Table of contents
- Why platform fees matter
- What grossing up means
- How fees affect project quotes
- Example fee adjustment
- FAQ
Why platform fees matter
Freelancers may receive work through marketplaces, job platforms, agencies, payment processors, or client portals. Each channel may charge a percentage fee, fixed fee, withdrawal fee, or payment processing fee. Those fees reduce net income. A 2,000 project is not worth 2,000 to the freelancer if fees remove part of the payment.
This guide does not list permanent fee rules for any specific platform. Rules can change, and different accounts or payment methods may be treated differently. Instead, the calculators let you enter the fee percentage that applies to your own situation.
What grossing up means
Grossing up means increasing the client-facing price so the amount left after a percentage fee is closer to the target amount. For example, if you need to keep 1,000 after a 10% fee, charging 1,000 would leave only 900. A grossed-up quote divides the target by 0.90, resulting in about 1,111.11 before the fee.
This is planning math, not a rule that every client or platform will allow. Some markets are price sensitive. In those cases, the fee still matters because it tells you whether the channel is profitable.

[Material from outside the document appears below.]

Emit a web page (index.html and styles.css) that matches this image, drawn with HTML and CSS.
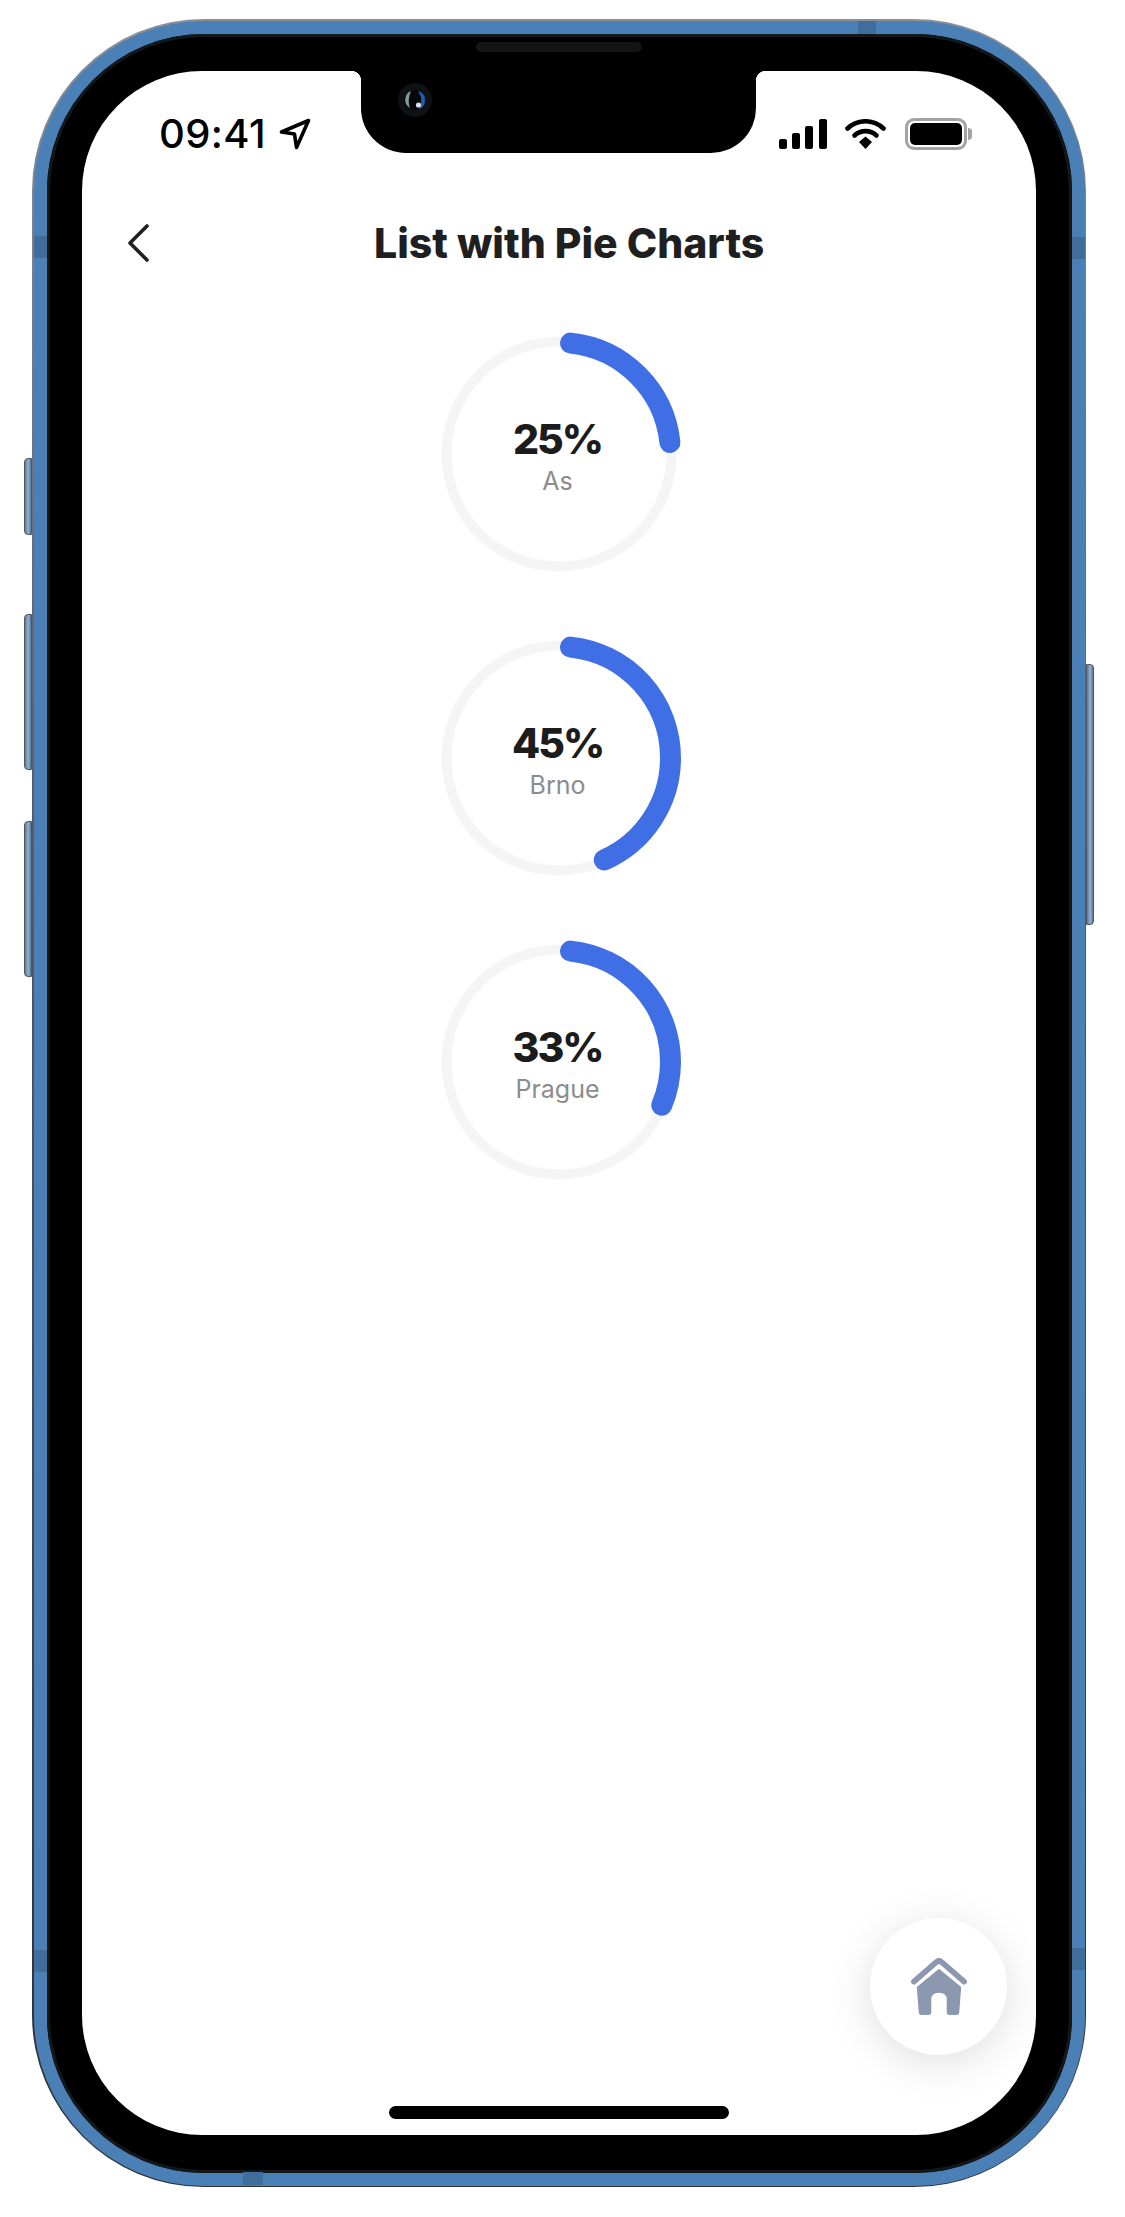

How fees affect project quotes
Project pricing is especially sensitive to fees because the quote includes many hidden hours. If the project already includes research, meetings, revisions, admin, and fixed expenses, a platform fee can push the effective hourly rate below your target. The quote should be checked after fees, not only before fees.
Hourly pricing also needs fee awareness. A freelancer who wants to net 80 per billable hour may need to charge more than 80 when a marketplace or payment processor takes a percentage.
Example fee adjustment
Suppose a freelancer wants a project to net 3,000 before considering local taxes or other obligations. If the relevant platform and payment processing percentages total 13%, the grossed-up quote is 3,000 divided by 0.87, or about 3,448.28. The fee adjustment is the difference between those two numbers.
If the client will not accept the higher quote, the freelancer can reduce scope, choose another channel, accept a lower effective rate, or decide the project is not a fit.
Model platform fees in your pricing
Use the hourly calculator for rate planning or the project calculator for fixed-price quotes with platform and processing fee fields.
FAQ
Should I charge clients extra for platform fees?
That depends on the client channel, platform terms, and market expectations. Even if you do not list fees separately, you should understand how they affect net income.
Why do the calculators use editable fee fields?
Platform fees and payment rules can change. Editable fields keep the tools useful without claiming one permanent fee for any company.
Does this site represent any freelance platform?
No. Freelance Rate Tools is independent and is not endorsed by Upwork, Fiverr, PayPal, Stripe, or any other third-party platform.